Frequently asked questions about paying your mortgage

  • Your mortgage payment is made up of four parts: principal, interest, taxes and insurance. If you have a conventional loan, you’ll need to pay for private mortgage insurance (PMI) if you put down less than 20 percent of the home’s purchase price. An FHA loan also requires mortgage insurance premiums with less than 20 percent down.
  • If you have the extra cash, making biweekly mortgage payments — which amounts to 13 full monthly payments per year instead of 12 — can help you pay off your loan faster and save on interest costs. But this isn’t the best idea for everyone. If you have other high-interest debt to pay off, for example, your extra cash might be better served paying down that debt first.
  • Paying down your mortgage faster comes down to paying more of your mortgage principal.

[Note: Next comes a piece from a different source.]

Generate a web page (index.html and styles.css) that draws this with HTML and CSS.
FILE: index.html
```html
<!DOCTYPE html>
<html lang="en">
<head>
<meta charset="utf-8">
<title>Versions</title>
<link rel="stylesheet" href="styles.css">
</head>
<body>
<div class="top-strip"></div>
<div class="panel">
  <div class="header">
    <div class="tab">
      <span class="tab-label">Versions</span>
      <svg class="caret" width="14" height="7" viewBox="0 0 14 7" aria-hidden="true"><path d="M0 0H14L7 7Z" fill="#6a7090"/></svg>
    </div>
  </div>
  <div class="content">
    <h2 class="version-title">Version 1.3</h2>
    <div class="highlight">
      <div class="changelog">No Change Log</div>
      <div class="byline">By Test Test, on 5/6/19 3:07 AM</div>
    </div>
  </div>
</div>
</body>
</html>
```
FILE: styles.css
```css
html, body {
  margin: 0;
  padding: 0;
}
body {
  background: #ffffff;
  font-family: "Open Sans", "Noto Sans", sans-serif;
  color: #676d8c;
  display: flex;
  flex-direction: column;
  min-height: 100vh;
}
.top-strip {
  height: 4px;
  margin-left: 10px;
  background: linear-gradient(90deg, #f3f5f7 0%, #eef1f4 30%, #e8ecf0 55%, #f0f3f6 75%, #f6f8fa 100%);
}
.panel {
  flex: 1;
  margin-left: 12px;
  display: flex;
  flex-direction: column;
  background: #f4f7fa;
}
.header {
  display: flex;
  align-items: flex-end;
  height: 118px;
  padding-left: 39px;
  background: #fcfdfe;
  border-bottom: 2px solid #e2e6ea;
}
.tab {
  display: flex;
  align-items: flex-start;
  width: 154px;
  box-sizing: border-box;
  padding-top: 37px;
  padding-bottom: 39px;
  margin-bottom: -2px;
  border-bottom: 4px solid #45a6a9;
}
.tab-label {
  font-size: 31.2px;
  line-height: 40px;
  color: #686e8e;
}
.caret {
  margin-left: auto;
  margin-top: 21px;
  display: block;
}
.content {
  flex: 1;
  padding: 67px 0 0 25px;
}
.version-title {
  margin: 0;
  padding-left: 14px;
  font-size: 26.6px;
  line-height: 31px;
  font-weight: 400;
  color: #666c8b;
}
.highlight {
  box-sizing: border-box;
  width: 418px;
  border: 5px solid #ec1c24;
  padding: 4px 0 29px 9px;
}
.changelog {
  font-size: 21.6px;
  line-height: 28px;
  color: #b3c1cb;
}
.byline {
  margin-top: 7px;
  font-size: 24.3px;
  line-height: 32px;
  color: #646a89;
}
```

You can do this in various ways, including:

    • Paying every four weeks: If you pay every four weeks instead of every month, you’ll make roughly an extra mortgage payment every year. This small change can add up over time.
    • Paying extra on your monthly payment: If you have a little extra every month, you can tack it onto your mortgage payment and pay down your mortgage faster.
    • Making a lump sum payment: If you’ve received a large sum of money, you can put it toward your mortgage balance. This will trigger a mortgage recast and will lower your monthly payment.

    Just make sure that your servicer applies any extra payments to your principal. Also, look at your mortgage contract to see if your mortgage has an early payment fee.